### [What you need to do]
Using the data below, copy each line that includes the word "with".

### [Available records]
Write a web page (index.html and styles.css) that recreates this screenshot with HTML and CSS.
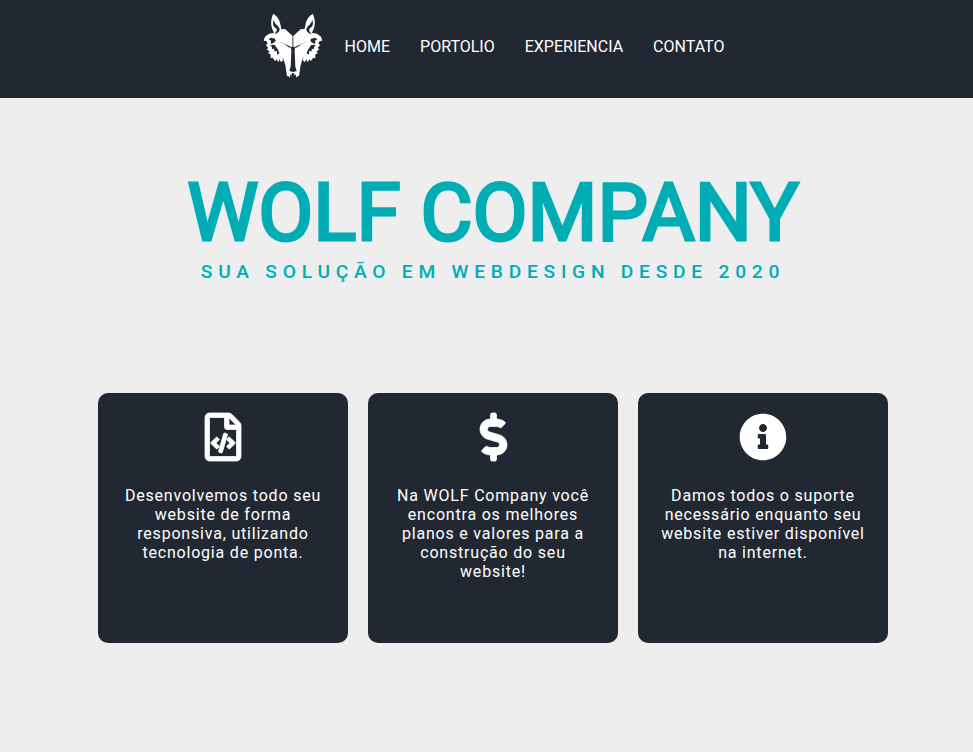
FILE: index.html
```html
<!DOCTYPE html>
<html lang="pt-BR">
<head>
<meta charset="utf-8">
<meta name="viewport" content="width=device-width, initial-scale=1">
<title>Wolf Company</title>
<link rel="stylesheet" href="styles.css">
</head>
<body>
<header class="header">
  <a class="logo" href="#" aria-label="Wolf Company">
    <svg viewBox="24 24 180 198" aria-hidden="true">
      <defs>
        <g id="half">
          <path fill="#fff" d="M55 26C65 33 74 43 76 58L79 72L91 73L114 94L114 205L110 204L110 212L106 208L104 218L100 213L96 214L91 180L83 155L84 166L79 172L73 163L71 172L64 163L61 169L53 158L47 160L47 148L39 145L44 140L35 133L40 129L33 120L38 115L34 108L26 107L30 95L42 86L58 83C47 69 45 45 55 26Z"/>
          <path fill="#222831" d="M56 44C52 58 55 65 64 70C67 75 65 81 58 87C70 85 76 78 73 69C69 61 59 58 56 44Z"/>
          <path fill="#222831" d="M41 103L48 98L60 101L62 108L54 115L47 116L48 107ZM68 109L74 110L88 117L101 127L108 128L109 138L107 185L103 198L114 201L114 125L109 126L94 119L79 112ZM45 121L50 124L51 132L58 131L58 139L66 138L66 149L73 145L79 158L69 134L60 121L52 119Z"/>
          <path fill="#222831" d="M113 94L115 94L115 127L113 127Z"/>
        </g>
      </defs>
      <use href="#half"/>
      <use href="#half" transform="matrix(-1 0 0 1 228 0)"/>
    </svg>
  </a>
  <nav class="nav" aria-label="Principal">
    <a href="#">HOME</a>
    <a href="#">PORTOLIO</a>
    <a href="#">EXPERIENCIA</a>
    <a href="#">CONTATO</a>
  </nav>
</header>
<main class="main">
  <section class="hero">
    <h1>WOLF COMPANY</h1>
    <p>SUA SOLUÇÃO EM WEBDESIGN DESDE 2020</p>
  </section>
  <section class="cards">
    <article class="card">
      <svg class="icon icon-bold" viewBox="0 0 384 512" aria-hidden="true"><path d="M149.9 349.1l-.2-.2-32.8-28.9 32.8-28.9c3.6-3.2 4-8.8.8-12.4l-.2-.2-17.4-18.6c-3.4-3.6-9-3.7-12.4-.4l-57.7 54.1c-3.7 3.5-3.7 9.4 0 12.8l57.7 54.1c1.6 1.5 3.8 2.4 6 2.4 2.4 0 4.8-1 6.4-2.8l17.4-18.6c3.3-3.5 3.1-9.1-.4-12.4zm220-251.2L286 14C277 5 264.8-.1 252.1-.1H48C21.5 0 0 21.5 0 48v416c0 26.5 21.5 48 48 48h288c26.5 0 48-21.5 48-48V131.9c0-12.7-5.1-25-14.1-34zM256 51.9l76.1 76.1H256zM336 464H48V48h160v104c0 13.3 10.7 24 24 24h104zM209.6 214c-4.7-1.4-9.5 1.3-10.9 6L144 408.1c-1.4 4.7 1.3 9.6 6 10.9l24.4 7.1c4.7 1.4 9.6-1.4 10.9-6L240 231.9c1.4-4.7-1.3-9.6-6-10.9zm24.5 76.9l.2.2 32.8 28.9-32.8 28.9c-3.6 3.2-4 8.8-.8 12.4l.2.2 17.4 18.6c3.3 3.5 8.9 3.7 12.4.4l57.7-54.1c3.7-3.5 3.7-9.4 0-12.8l-57.7-54.1c-3.5-3.3-9.1-3.2-12.4.4l-17.4 18.6c-3.3 3.5-3.1 9.1.4 12.4z"/></svg>
      <p>Desenvolvemos todo seu website de forma responsiva, utilizando tecnologia de ponta.</p>
    </article>
    <article class="card">
      <svg class="icon icon-bold" viewBox="0 0 288 512" aria-hidden="true"><path d="M209.2 233.4l-108-31.6C88.7 198.2 80 186.5 80 173.5c0-16.3 13.2-29.5 29.5-29.5h66.3c12.2 0 24.2 3.7 34.2 10.5 6.1 4.1 14.3 3.1 19.5-2l34.8-34c7.1-6.9 6.1-18.4-1.8-24.5C238 74.8 207.4 64.1 176 64V16c0-8.8-7.2-16-16-16h-32c-8.8 0-16 7.2-16 16v48h-2.5C45.8 64-5.4 118.7.5 183.6c4.2 46.1 39.4 83.6 83.8 96.6l102.5 30c12.5 3.7 21.2 15.3 21.2 28.3 0 16.3-13.2 29.5-29.5 29.5h-66.3C100 368 88 364.3 78 357.5c-6.1-4.1-14.3-3.1-19.5 2l-34.8 34c-7.1 6.9-6.1 18.4 1.8 24.5 24.5 19.2 55.1 29.9 86.5 30v48c0 8.8 7.2 16 16 16h32c8.8 0 16-7.2 16-16v-48.2c46.6-.9 90.3-28.6 105.7-72.7 21.5-61.6-14.6-124.8-72.5-141.7z"/></svg>
      <p>Na WOLF Company você encontra os melhores planos e valores para a construção do seu website!</p>
    </article>
    <article class="card">
      <svg class="icon" viewBox="0 0 512 512" aria-hidden="true"><path d="M256 8C119.043 8 8 119.083 8 256c0 136.997 111.043 248 248 248s248-111.003 248-248C504 119.083 392.957 8 256 8zm0 110c23.196 0 42 18.804 42 42s-18.804 42-42 42-42-18.804-42-42 18.804-42 42-42zm56 254c0 6.627-5.373 12-12 12h-88c-6.627 0-12-5.373-12-12v-24c0-6.627 5.373-12 12-12h12v-64h-12c-6.627 0-12-5.373-12-12v-24c0-6.627 5.373-12 12-12h64c6.627 0 12 5.373 12 12v100h12c6.627 0 12 5.373 12 12v24z"/></svg>
      <p>Damos todos o suporte necessário enquanto seu website estiver disponível na internet.</p>
    </article>
  </section>
</main>
</body>
</html>
```
FILE: styles.css
```css
* { box-sizing: border-box; margin: 0; padding: 0; }
body {
  background: #eee;
  color: #fff;
  font-family: Roboto, "Liberation Sans", sans-serif;
  font-size: 16px;
}
.header {
  display: flex;
  justify-content: center;
  align-items: flex-start;
  padding: 13px 0 19px 14px;
  background: #222831;
}
.logo { display: block; margin-right: 22px; }
.logo svg { display: block; width: 60px; height: 66px; }
.nav { display: flex; gap: 30px; padding-top: 24px; }
.nav a { color: #fff; text-decoration: none; line-height: 19px; }
.main { padding-left: 13px; }
.hero {
  padding: 67px 0 110px;
  color: #00adb5;
  text-align: center;
}
.hero h1 { font-size: 80px; font-weight: 400; line-height: 96px; -webkit-text-stroke: 3px #00adb5; }
.hero p { font-size: 1.2em; font-weight: 500; line-height: 22px; letter-spacing: 0.3em; }
.cards { display: flex; flex-wrap: wrap; justify-content: center; gap: 20px; }
.card {
  width: 250px;
  min-height: 250px;
  padding: 20px;
  border-radius: 10px;
  background: #222831;
  text-align: center;
}
.icon { display: block; height: 48px; margin: 0 auto 25px; fill: #fff; overflow: visible; }
.icon-bold { stroke: #fff; stroke-width: 8px; }
.card p { line-height: 19px; letter-spacing: 0.05em; }
```
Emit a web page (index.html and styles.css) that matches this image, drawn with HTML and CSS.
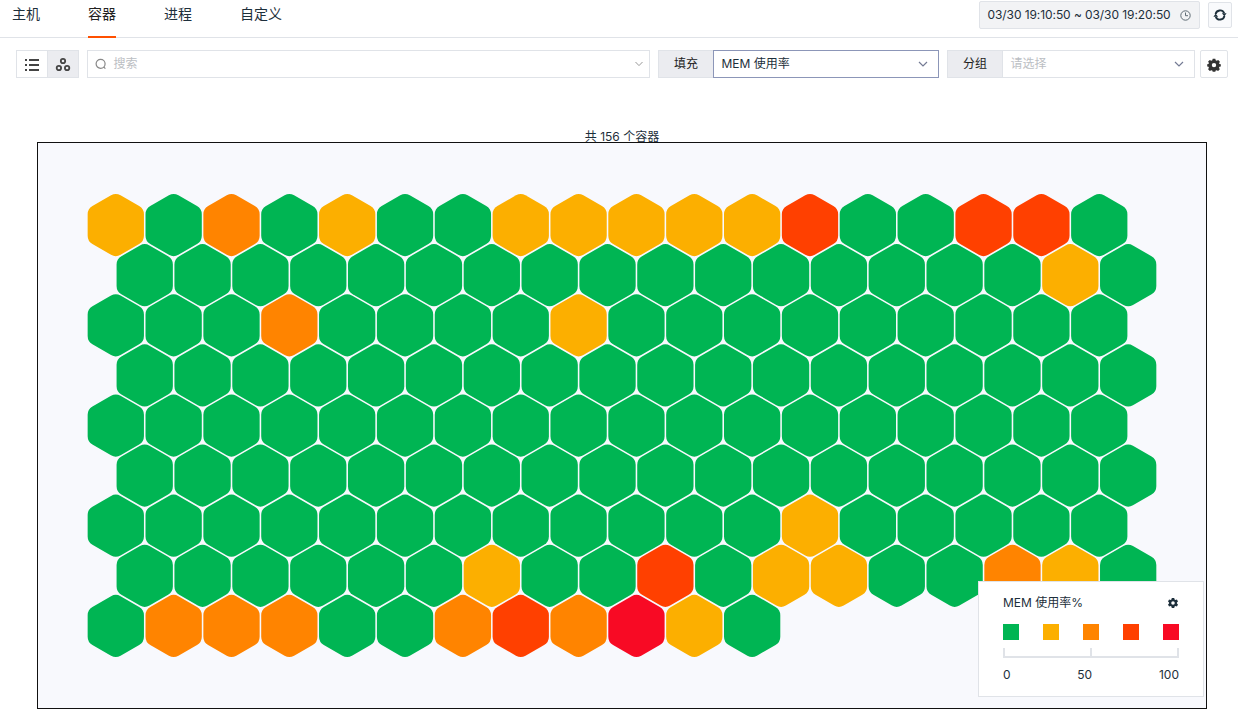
FILE: index.html
```html
<!DOCTYPE html>
<html lang="zh-CN">
<head>
<meta charset="utf-8">
<title>容器</title>
<link rel="stylesheet" href="styles.css">
</head>
<body>
<header class="header">
  <nav class="tabs">
    <a class="tab">主机</a>
    <a class="tab active">容器</a>
    <a class="tab">进程</a>
    <a class="tab">自定义</a>
  </nav>
  <div class="time-tools">
    <div class="time-range"><span>03/30 19:10:50 ~ 03/30 19:20:50</span>
      <svg width="11" height="11" viewBox="0 0 11 11" fill="none" stroke="#5f6c75"><circle cx="5.5" cy="5.5" r="4.7"/><path d="M5.5 2.5V5.7H8"/></svg>
    </div>
    <button class="icon-button refresh" aria-label="刷新">
      <svg width="14" height="14" viewBox="0 0 14 14" fill="none" stroke="#1d2f3b" stroke-width="1.9"><path d="M2.6 6.2A4.5 4.5 0 0 1 11.2 5.2M11.4 7.8A4.5 4.5 0 0 1 2.8 8.8"/><path d="M8.8 5.2H13.6L11.4 8.2ZM5.2 8.8H.4L2.6 5.8Z" fill="#1d2f3b" stroke="none"/></svg>
    </button>
  </div>
</header>
<section class="toolbar">
  <div class="view-switch">
    <button class="view" aria-label="列表"><svg width="14" height="14" viewBox="0 0 14 14" fill="#444"><path d="M0 1h2v2H0zM4 1h10v2H4zM0 6h2v2H0zM4 6h10v2H4zM0 11h2v2H0zM4 11h10v2H4z"/></svg></button>
    <button class="view selected" aria-label="蜂窝图"><svg width="16" height="16" viewBox="0 0 16 16" fill="none" stroke="#444" stroke-width="1.8"><circle cx="8" cy="4" r="2.2"/><circle cx="3.9" cy="11" r="2.2"/><circle cx="12.1" cy="11" r="2.2"/></svg></button>
  </div>
  <div class="search">
    <svg width="12" height="12" viewBox="0 0 12 12" fill="none" stroke="#888" stroke-width="1.2"><circle cx="5.6" cy="5.8" r="4.5"/><path d="M8.6 8.8L10.4 10.6"/></svg>
    <span class="placeholder">搜索</span>
    <svg class="chevron" width="10" height="6" viewBox="0 0 10 6" fill="none" stroke="#999"><path d="M1.5 1L5 4.6L8.5 1"/></svg>
  </div>
  <div class="field fill-field">
    <label class="label">填充</label>
    <div class="select focused"><span>MEM 使用率</span><svg width="10" height="6" viewBox="0 0 10 6" fill="none" stroke="#747b94" stroke-width="1.2"><path d="M1 1L5 5L9 1"/></svg></div>
  </div>
  <div class="field group-field">
    <label class="label">分组</label>
    <div class="select"><span class="placeholder">请选择</span><svg width="10" height="6" viewBox="0 0 10 6" fill="none" stroke="#747b94" stroke-width="1.2"><path d="M1 1L5 5L9 1"/></svg></div>
  </div>
  <button class="icon-button settings" aria-label="设置">
    <svg width="14" height="14" viewBox="0 0 14 14"><path fill="#333" fill-rule="evenodd" d="M5.7.7h2.6l.4 1.6 1 .4 1.5-.8 1.7 1.8-.8 1.5.3.7 1.4.3v2.2l-1.4.4-.4 1 .8 1.5-1.7 1.7-1.5-.8-.9.4-.4 1.2H5.7l-.4-1.2-1-.4-1.5.8-1.7-1.7.8-1.5-.4-1-1.3-.4V6.2l1.3-.3.4-.8-.8-1.5 1.7-1.7 1.5.8 1-.4zM7 4.9a2.2 2.2 0 1 0 0 4.4 2.2 2.2 0 0 0 0-4.4z"/></svg>
  </button>
</section>
<main class="content">
  <div class="count">共 156 个容器</div>
  <div class="canvas">
    <svg id="honeycomb" width="1168" height="565"></svg>
    <aside class="legend">
      <div class="legend-title"><span>MEM 使用率%</span>
        <svg class="legend-gear" width="10" height="10" viewBox="0 0 14 14"><path fill="#1d2f3b" fill-rule="evenodd" d="M5.3 0h3.4l.5 2 1.3.8 2-.7 1.5 2.7-1.5 1.4v1.6l1.5 1.4-1.5 2.7-2-.7-1.3.8-.5 2H5.3l-.5-2-1.3-.8-2 .7L0 9.2l1.5-1.4V6.2L0 4.8l1.5-2.7 2 .7L4.8 2zM7 4.5a2.5 2.5 0 1 0 0 5 2.5 2.5 0 0 0 0-5z"/></svg>
      </div>
      <div class="swatches"><i class="swatch level-g"></i><i class="swatch level-y"></i><i class="swatch level-o"></i><i class="swatch level-r"></i><i class="swatch level-c"></i></div>
      <div class="scale"><i class="half"></i></div>
      <div class="scale-labels"><span>0</span><span>50</span><span>100</span></div>
    </aside>
  </div>
</main>
<script src="honeycomb.js"></script>
</body>
</html>
```
FILE: styles.css
```css
* { box-sizing: border-box; }
body { margin: 0; height: 722px; overflow: hidden; background: #fff; color: #1d2f3b; font: 12px/18px Inter, "Noto Sans CJK SC", sans-serif; }
button { padding: 0; margin: 0; border: 0; background: #fff; display: flex; align-items: center; justify-content: center; }
svg { display: block; flex: none; }
.header { height: 38px; display: flex; justify-content: space-between; border-bottom: 1px solid #e0e3e8; }
.tabs { display: flex; gap: 48px; padding-left: 12px; font-size: 14px; }
.tab { height: 38px; padding-top: 5px; }
.tab.active { color: #222; border-bottom: 2px solid #ff5000; }
.time-tools { display: flex; gap: 8px; padding: 1px 6px 0 0; }
.time-range { width: 221px; height: 28px; display: flex; align-items: center; justify-content: space-between; padding: 0 8px 0 7.5px; border: 1px solid #e0e3e8; border-radius: 2px; background: #f2f3f5; white-space: nowrap; letter-spacing: -0.08px; }
.icon-button { border: 1px solid #e0e3e8; border-radius: 2px; }
.refresh { width: 24px; height: 26px; margin-top: 1px; background: #f9fafc; }
.toolbar { display: flex; padding: 12px 10px 0 16px; }
.view-switch { display: flex; width: 63px; height: 28px; border: 1px solid #e0e3e8; }
.view { width: 30px; padding-top: 2px; }
.view.selected { width: 31px; background: #ebecf0; border-left: 1px solid #e0e3e8; }
.search { display: flex; align-items: center; flex: 1; height: 28px; margin-left: 8px; padding: 0 5px 0 7px; border: 1px solid #e0e3e8; }
.search .placeholder { margin-left: 6.5px; flex: 1; }
.placeholder { color: #bbbec3; }
.field { display: flex; height: 28px; margin-left: 8px; }
.fill-field { width: 281px; }
.group-field { width: 248px; }
.label { width: 55px; line-height: 26px; text-align: center; color: #222; background: #ebecf0; border: 1px solid #e0e3e8; border-right: 0; }
.select { display: flex; align-items: center; justify-content: space-between; flex: 1; padding: 0 10px 0 7.5px; border: 1px solid #e0e3e8; }
.select.focused { border-color: #8c96b8; }
.settings { width: 28px; height: 28px; margin-left: 5px; padding-top: 2px; }
.content { margin-top: 50px; padding-left: 37px; }
.count { width: 1170px; height: 14px; line-height: 18px; text-align: center; }
.canvas { position: relative; width: 1170px; height: 567px; border: 1px solid #111; background: #f8f9fd; }
.legend { position: absolute; right: 2px; bottom: 11px; width: 226px; height: 116px; padding: 12px 24px 0; border: 1px solid #e0e3e8; background: #fff; }
.legend-title { display: flex; justify-content: space-between; align-items: center; }
.legend-gear { margin-right: 1px; }
.swatches { display: flex; justify-content: space-between; margin-top: 12px; }
.swatch { width: 16px; height: 16px; }
.scale { height: 10px; margin-top: 8px; border: 2px solid #e0e3e8; border-top: 0; display: flex; justify-content: center; }
.half { width: 2px; height: 8px; background: #e0e3e8; }
.scale-labels { display: flex; justify-content: space-between; margin-top: 8px; }
.level-g { fill: #00b553; background: #00b553; }
.level-y { fill: #fcaf00; background: #fcaf00; }
.level-o { fill: #ff8400; background: #ff8400; }
.level-r { fill: #ff4000; background: #ff4000; }
.level-c { fill: #f80a24; background: #f80a24; }
```
FILE: honeycomb.js
```js
// One letter per container: severity level of its memory use.
const rows = [
  'ygogyggyyyyyrggrrg',
  'ggggggggggggggggyg',
  'gggoggggyggggggggg',
  'gggggggggggggggggg',
  'gggggggggggggggggg',
  'gggggggggggggggggg',
  'ggggggggggggyggggg',
  'ggggggyggrgyyggoyg',
  'gooogg' + 'orocyg'
];
const PITCH = 57.85, ROW = 50.1, RADIUS = 32.5, ROUND = 5.5;

function hexPath(cx, cy) {
  const pts = Array.from({ length: 6 }, (_, i) => {
    const a = (i * 60 - 90) * Math.PI / 180;
    return [cx + RADIUS * Math.cos(a), cy + RADIUS * Math.sin(a)];
  });
  const near = (p, q) => [0, 1].map(k => p[k] + (q[k] - p[k]) * ROUND / RADIUS);
  return pts.map((p, i) => {
    const a = near(p, pts[(i + 5) % 6]), b = near(p, pts[(i + 1) % 6]);
    return `${i ? 'L' : 'M'}${a}Q${p} ${b}`;
  }).join('') + 'Z';
}

const svg = document.getElementById('honeycomb');
rows.forEach((row, r) => [...row].forEach((level, c) => {
  const path = document.createElementNS('http://www.w3.org/2000/svg', 'path');
  path.setAttribute('d', hexPath(77.8 + (c + (r % 2) / 2) * PITCH, 82.1 + r * ROW));
  path.setAttribute('class', 'level-' + level);
  svg.appendChild(path);
}));
```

### [Answer for this exercise]
Write a web page (index.html and styles.css) that recreates this screenshot with HTML and CSS.
Emit a web page (index.html and styles.css) that matches this image, drawn with HTML and CSS.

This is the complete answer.